The attacker's entry fee was laughably low, a true degen's dream. On March 24, they scooped up 40.17 million MFAM tokens—Moonwell's governance token—for a mere 1,600 MOVR, worth about $1,808, from the SolarBeam DEX. That's less than some people spend on a single NFT profile picture.
They then deployed a contract packed with exploit logic and submitted their proposal. Governance watchdogs at Blockful confirmed the proposal is malicious, noting the contract is pre-loaded with the transactions needed to drain all markets upon execution—a classic "set it and forget it" strategy for digital burglary.
At the snapshot block, the attacker's 40.17 million MFAM just barely tipped over the protocol's 40 million quorum requirement. The potential ROI on this $1,808 gamble? A mind-bending 597x, targeting that $1.08 million pot. It's the kind of asymmetric bet that makes degens drool, assuming you ignore the whole "theft" part.
This drama unfolds roughly a month after Moonwell took a $1.8 million hit in bad debt, thanks to a misconfigured oracle for its cbETH market. The protocol, it seems, can't catch a break, like a magnet for chaos in a space that already runs on it.

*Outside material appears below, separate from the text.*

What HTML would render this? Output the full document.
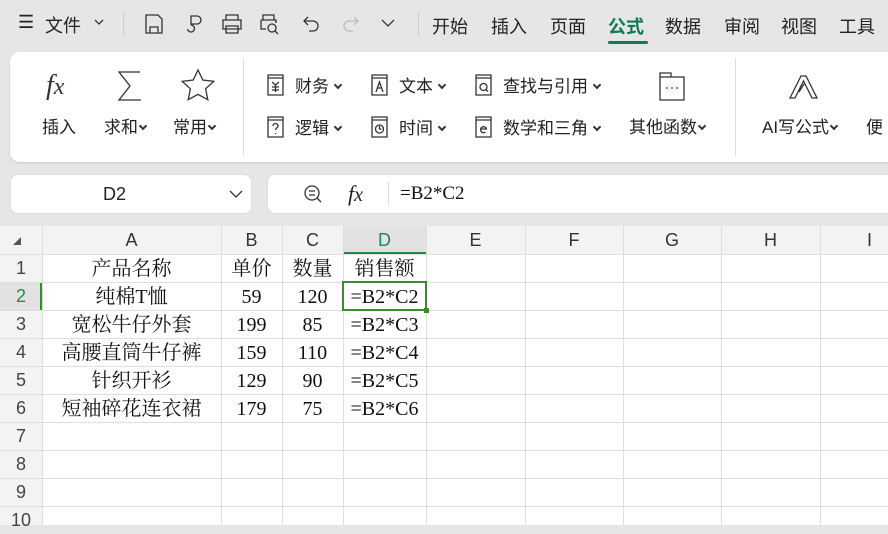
<!DOCTYPE html>
<html><head><meta charset="utf-8"><style>
*{margin:0;padding:0;box-sizing:border-box}
body{width:888px;height:525px;overflow:hidden;background:#e6e6e6;font-family:"Liberation Sans","Noto Sans CJK SC",sans-serif;color:#222;position:relative}
.a{position:absolute}
.t{font-size:18px;white-space:nowrap}
.v{display:inline-block;width:6px;height:6px;border-right:2px solid #333;border-bottom:2px solid #333;transform:rotate(45deg);margin:0 0 5px 6px;vertical-align:middle}
.sep{position:absolute;width:1px;background:#ccc}
.ribbon{left:10px;top:52px;width:900px;height:110px;background:#fff;border-radius:10px;box-shadow:0 1px 2px rgba(0,0,0,.12)}
.grid{left:0;top:226px;width:888px;height:299px;background:#fff}
.hl{position:absolute;left:0;width:888px;height:1px;background:#dedede}
.vl{position:absolute;top:0;width:1px;height:299px;background:#dedede}
.ch{position:absolute;top:0;height:28px;line-height:28px;text-align:center;font-size:18px;color:#333}
.rh{position:absolute;left:0;width:42px;height:28px;line-height:28px;text-align:center;font-size:18px;color:#444}
.c{position:absolute;height:28px;line-height:28px;text-align:center;font-family:"Liberation Serif","Noto Serif CJK SC",serif;font-size:20px;color:#111;white-space:nowrap}
svg{position:absolute;fill:none;stroke:#333;stroke-width:1.3}
</style></head><body>
<div class="a t" style="left:18px;top:12px">☰</div>
<div class="a t" style="left:45px;top:12px">文件</div>
<svg style="left:94px;top:19px" width="10" height="7"><path d="M1 1l4 4 4-4"/></svg>
<div class="sep" style="left:123px;top:12px;height:24px"></div>
<svg style="left:143px;top:12px" width="22" height="24"><path d="M3 3h12l4 4v14H3z M7 21v-6h8v6"/></svg>
<svg style="left:183px;top:12px" width="22" height="24"><path d="M8 13V4h6a4 4 0 010 8H8 M8 13a3.5 3.5 0 11-3.5 4"/></svg>
<svg style="left:220px;top:12px" width="24" height="24"><path d="M6 8V3h12v5 M3 8h18v9H3z M6 14h12v7H6z"/></svg>
<svg style="left:258px;top:12px" width="26" height="26"><path d="M5 8V3h11v5 M3 8h15v3 M3 8v9h5 M14 16m-4 0a4 4 0 108 0a4 4 0 10-8 0 M17 19l3 3"/></svg>
<svg style="left:300px;top:12px" width="22" height="24"><path d="M4 9h9a5 5 0 010 10H9 M8 5L4 9l4 4"/></svg>
<svg style="left:340px;top:12px" width="22" height="24"><path stroke="#bbb" d="M18 9H9a5 5 0 000 10h4 M14 5l4 4-4 4"/></svg>
<svg style="left:381px;top:19px" width="14" height="9"><path d="M1 1l6 6 6-6"/></svg>
<div class="sep" style="left:418px;top:12px;height:24px"></div>
<div class="a t" style="left:432px;top:13px">开始</div>
<div class="a t" style="left:491px;top:13px">插入</div>
<div class="a t" style="left:550px;top:13px">页面</div>
<div class="a t" style="left:608px;top:13px;color:#0f7a55;font-weight:bold">公式</div>
<div class="a" style="left:608px;top:41px;width:40px;height:3px;background:#0f7a55;border-radius:2px"></div>
<div class="a t" style="left:665px;top:13px">数据</div>
<div class="a t" style="left:724px;top:13px">审阅</div>
<div class="a t" style="left:781px;top:13px">视图</div>
<div class="a t" style="left:839px;top:13px">工具</div>
<div class="a ribbon"></div>
<div class="a" style="left:46px;top:70px;font-family:'Liberation Serif',serif;font-style:italic;font-size:28px;color:#333">f<span style="font-size:24px">x</span></div>
<svg style="left:116px;top:70px" width="28" height="32" stroke-width="1.5"><path d="M24 2H3l11 14L3 30h22"/></svg>
<svg style="left:180px;top:68px" width="36" height="34" stroke-width="1.5"><path d="M18 2l4.8 10 11 1.3-8.2 7.5 2.2 10.9L18 26.4 8.2 31.7l2.2-10.9L2.2 13.3l11-1.3z"/></svg>
<div class="a t" style="left:42px;top:113px;font-size:17px">插入</div>
<div class="a t" style="left:104px;top:113px;font-size:17px">求和<span class="v" style="margin-left:2px"></span></div>
<div class="a t" style="left:173px;top:113px;font-size:17px">常用<span class="v" style="margin-left:2px"></span></div>
<div class="sep" style="left:243px;top:58px;height:98px;background:#ddd"></div>
<svg style="left:266px;top:73px" width="20" height="24"><path d="M2 2h15v20H2z M2 5h15 M6 9l3.5 3 3.5-3 M9.5 12v7 M6 14h7 M6 17h7"/></svg>
<div class="a t" style="left:295px;top:72px;font-size:17px">财务<span class="v"></span></div>
<svg style="left:370px;top:73px" width="20" height="24"><path d="M2 2h15v20H2z M2 5h15 M6 19l3.5-10 3.5 10 M7 15h5"/></svg>
<div class="a t" style="left:399px;top:72px;font-size:17px">文本<span class="v"></span></div>
<svg style="left:474px;top:73px" width="20" height="24"><path d="M2 2h15v20H2z M2 5h15 M9.5 14m-3.5 0a3.5 3.5 0 107 0a3.5 3.5 0 10-7 0 M12 16.5l2 2"/></svg>
<div class="a t" style="left:503px;top:72px;font-size:17px">查找与引用<span class="v"></span></div>
<svg style="left:658px;top:70px" width="28" height="32"><path d="M2 3h11v4h13v23H2z M2 7h11"/><circle cx="9" cy="18" r="1" fill="#2b66e6" stroke="none"/><circle cx="14" cy="18" r="1" fill="#2b66e6" stroke="none"/><circle cx="19" cy="18" r="1" fill="#2b66e6" stroke="none"/></svg>
<svg style="left:266px;top:115px" width="20" height="24"><path d="M2 2h15v20H2z M2 5h15 M7 11a2.5 2.5 0 115 0c0 2-2.5 2-2.5 4 M9.5 18v1"/></svg>
<div class="a t" style="left:295px;top:114px;font-size:17px">逻辑<span class="v"></span></div>
<svg style="left:370px;top:115px" width="20" height="24"><path d="M2 2h15v20H2z M2 5h15 M9.5 14m-4 0a4 4 0 108 0a4 4 0 10-8 0 M9.5 11v3h2"/></svg>
<div class="a t" style="left:399px;top:114px;font-size:17px">时间<span class="v"></span></div>
<svg style="left:474px;top:115px" width="20" height="24"><path d="M2 2h15v20H2z M2 5h15 M6.5 14h6a3 3 0 10-1 3"/></svg>
<div class="a t" style="left:503px;top:114px;font-size:17px">数学和三角<span class="v"></span></div>
<div class="a t" style="left:629px;top:113px;font-size:17px">其他函数<span class="v" style="margin-left:2px"></span></div>
<div class="sep" style="left:735px;top:58px;height:98px;background:#ddd"></div>
<svg style="left:788px;top:72px" width="36" height="28" stroke-width="1.4"><path d="M2 26L13 4h5L29 26h-5L15.5 9 7 26z M11 20l5-8"/></svg>
<div class="a t" style="left:762px;top:113px;font-size:17px">AI写公式<span class="v" style="margin-left:2px"></span></div>
<div class="a t" style="left:866px;top:113px;font-size:17px">便</div>
<div class="a" style="left:10px;top:174px;width:242px;height:40px;background:#fff;border-radius:8px;border:1px solid #ddd"></div>
<div class="a t" style="left:103px;top:184px">D2</div>
<svg style="left:229px;top:190px" width="14" height="9"><path d="M1 1l6 6 6-6"/></svg>
<div class="a" style="left:267px;top:174px;width:640px;height:40px;background:#fff;border-radius:8px;border:1px solid #ddd"></div>
<svg style="left:302px;top:183px" width="22" height="22" stroke-width="1.5"><circle cx="10" cy="10" r="7"/><path d="M7 8h6M7 12h6M15 15l4 4"/></svg>
<div class="a" style="left:348px;top:181px;font-family:'Liberation Serif',serif;font-style:italic;font-size:22px">f<span style="font-size:20px">x</span></div>
<div class="sep" style="left:388px;top:182px;height:24px;background:#ddd"></div>
<div class="a" style="left:400px;top:183px;font-family:'Liberation Serif',serif;font-size:19px;color:#111">=B2*C2</div>
<div class="a grid">
 <div class="a" style="left:0;top:0;width:888px;height:28px;background:#f3f3f3"></div>
 <div class="a" style="left:0;top:28px;width:42px;height:271px;background:#f3f3f3"></div>
 <div class="a" style="left:343px;top:0;width:83px;height:28px;background:#e2e2e2;border-bottom:2px solid #1f8a4c"></div>
 <div class="a" style="left:0;top:56px;width:42px;height:28px;background:#e2e2e2;border-right:2px solid #3c8a2e"></div>
 <svg style="left:12px;top:10px;stroke:none;fill:#555" width="10" height="10"><path d="M9 1v8H1z"/></svg>
 <div class="hl" style="top:28px"></div><div class="hl" style="top:56px"></div><div class="hl" style="top:84px"></div><div class="hl" style="top:112px"></div><div class="hl" style="top:140px"></div><div class="hl" style="top:168px"></div><div class="hl" style="top:196px"></div><div class="hl" style="top:224px"></div><div class="hl" style="top:252px"></div><div class="hl" style="top:280px"></div>
 <div class="vl" style="left:42px"></div><div class="vl" style="left:221px"></div><div class="vl" style="left:282px"></div><div class="vl" style="left:343px"></div><div class="vl" style="left:426px"></div><div class="vl" style="left:525px"></div><div class="vl" style="left:623px"></div><div class="vl" style="left:721px"></div><div class="vl" style="left:820px"></div>
 <div class="ch" style="left:42px;width:179px">A</div><div class="ch" style="left:221px;width:61px">B</div><div class="ch" style="left:282px;width:61px">C</div><div class="ch" style="left:343px;width:83px;color:#1f8a4c">D</div><div class="ch" style="left:426px;width:99px">E</div><div class="ch" style="left:525px;width:98px">F</div><div class="ch" style="left:623px;width:98px">G</div><div class="ch" style="left:721px;width:99px">H</div><div class="ch" style="left:820px;width:99px">I</div>
 <div class="rh" style="top:28px">1</div><div class="rh" style="top:56px;color:#1f8a4c">2</div><div class="rh" style="top:84px">3</div><div class="rh" style="top:112px">4</div><div class="rh" style="top:140px">5</div><div class="rh" style="top:168px">6</div><div class="rh" style="top:196px">7</div><div class="rh" style="top:224px">8</div><div class="rh" style="top:252px">9</div><div class="rh" style="top:280px">10</div>
 <div class="c" style="left:42px;width:179px;top:29px">产品名称</div><div class="c" style="left:221px;width:61px;top:29px">单价</div><div class="c" style="left:282px;width:61px;top:29px">数量</div><div class="c" style="left:343px;width:83px;top:29px">销售额</div>
 <div class="c" style="left:42px;width:179px;top:57px">纯棉T恤</div><div class="c" style="left:221px;width:61px;top:57px">59</div><div class="c" style="left:282px;width:61px;top:57px">120</div><div class="c" style="left:343px;width:83px;top:57px">=B2*C2</div>
 <div class="c" style="left:42px;width:179px;top:85px">宽松牛仔外套</div><div class="c" style="left:221px;width:61px;top:85px">199</div><div class="c" style="left:282px;width:61px;top:85px">85</div><div class="c" style="left:343px;width:83px;top:85px">=B2*C3</div>
 <div class="c" style="left:42px;width:179px;top:113px">高腰直筒牛仔裤</div><div class="c" style="left:221px;width:61px;top:113px">159</div><div class="c" style="left:282px;width:61px;top:113px">110</div><div class="c" style="left:343px;width:83px;top:113px">=B2*C4</div>
 <div class="c" style="left:42px;width:179px;top:141px">针织开衫</div><div class="c" style="left:221px;width:61px;top:141px">129</div><div class="c" style="left:282px;width:61px;top:141px">90</div><div class="c" style="left:343px;width:83px;top:141px">=B2*C5</div>
 <div class="c" style="left:42px;width:179px;top:169px">短袖碎花连衣裙</div><div class="c" style="left:221px;width:61px;top:169px">179</div><div class="c" style="left:282px;width:61px;top:169px">75</div><div class="c" style="left:343px;width:83px;top:169px">=B2*C6</div>
 <div class="a" style="left:342px;top:55px;width:85px;height:30px;border:2px solid #3c8a2e"></div>
 <div class="a" style="left:424px;top:82px;width:5px;height:5px;background:#3c8a2e"></div>
</div>
</body></html>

Current community voting data, as of March 26, shows 66.7% of cast votes are against the proposal. The final curtain call is on March 27 at 10:28 UTC. The community is currently voting "no" with the enthusiasm of someone rejecting a suspicious sandwich from a stranger.
Moonwell's governance lead has publicly asked the proposer to dox themselves, explain their "intent," and offer a technical rundown. Until that happens, the protocol is advising members to treat the proposal with the caution of a sushi platter at a gas station.

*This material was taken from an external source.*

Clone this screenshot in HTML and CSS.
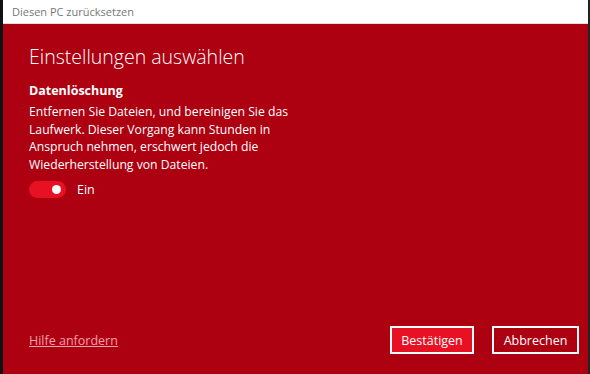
FILE: index.html
```html
<!DOCTYPE html>
<html>
<head>
    <title>Diesen PC zurücksetzen</title>
    <meta charset="UTF-8">
    <link rel="stylesheet" href="styles.css">
</head>
<body>
<div class="window">
    <div class="titlebar">Diesen PC zurücksetzen</div>
    <div class="content">
        <h1>Einstellungen auswählen</h1>
        <h2>Datenlöschung</h2>
        <p>Entfernen Sie Dateien, und bereinigen Sie das Laufwerk. Dieser Vorgang kann Stunden in Anspruch nehmen, erschwert jedoch die Wiederherstellung von Dateien.</p>
        <div class="toggle-row">
            <span class="toggle"><span class="knob"></span></span>
            <span class="toggle-label">Ein</span>
        </div>
        <div class="footer">
            <a class="help" href="#">Hilfe anfordern</a>
            <div class="buttons">
                <button class="btn primary">Bestätigen</button>
                <button class="btn">Abbrechen</button>
            </div>
        </div>
    </div>
</div>
</body>
</html>
```

FILE: styles.css
```css
body {
    margin: 0;
    width: 590px;
    height: 374px;
    overflow: hidden;
    background-color: #111;
    font-family: "Open Sans", Arial, sans-serif;
}

.window {
    margin-left: 3px;
    width: 585px;
    height: 374px;
    display: flex;
    flex-direction: column;
    border-right: 2px solid #222;
}

.titlebar {
    height: 23px;
    background-color: white;
    border-bottom: 1px solid #ddd;
    color: #777;
    font-size: 11px;
    line-height: 23px;
    padding-left: 9px;
}

.content {
    flex: 1;
    background-color: #ad0011;
    color: white;
    padding: 0 9px 0 26px;
    display: flex;
    flex-direction: column;
}

h1 {
    font-weight: 300;
    font-size: 19.5px;
    margin: 19px 0 0 0;
    line-height: 28px;
}

h2 {
    font-size: 12.5px;
    font-weight: 700;
    margin: 11px 0 0 0;
    line-height: 18px;
}

p {
    font-size: 12.2px;
    line-height: 17.5px;
    margin: 3px 0 0 0;
    width: 280px;
}

.toggle-row {
    display: flex;
    align-items: center;
    margin-top: 8px;
}

.toggle {
    width: 37px;
    height: 17px;
    border-radius: 9px;
    background-color: #e81123;
    position: relative;
}

.knob {
    position: absolute;
    right: 5px;
    top: 4px;
    width: 9px;
    height: 9px;
    border-radius: 50%;
    background-color: white;
}

.toggle-label {
    font-size: 12.5px;
    margin-left: 11px;
}

.footer {
    margin-top: auto;
    margin-bottom: 20px;
    display: flex;
    align-items: center;
    justify-content: space-between;
}

.help {
    color: #f0a2ab;
    font-size: 12.5px;
}

.buttons {
    display: flex;
    gap: 18px;
}

.btn {
    font-family: inherit;
    font-size: 12.5px;
    color: white;
    background-color: #ad0011;
    border: 2px solid white;
    height: 28px;
    width: 87px;
    padding: 0;
}

.btn.primary {
    background-color: #e81123;
    width: 84px;
}
```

The current "Against" vote tally suggests Moonwell's defenders are winning the battle. Blockful has outlined two main lines of defense for the protocol.
The first is simply mobilizing enough "Against" votes before the deadline. However, voting power was snapshotted when the proposal began, meaning any MFAM bought after the attack is useless here. Blockful pointed out that the proposer of the last legitimate proposal holds at least 48.8 million voting power in staked MFAM—enough to single-handedly nuke the attack with one transaction, a true governance whale flex.
The second, and safer, option is the Break Glass Guardian: a 2-of-3 Gnosis Safe multisig that can completely bypass the protocol’s timelock and transfer admin control back to the legitimate governance address. This would make the attacker's entire proposal as useful as a screen door on a submarine, even if it technically passes.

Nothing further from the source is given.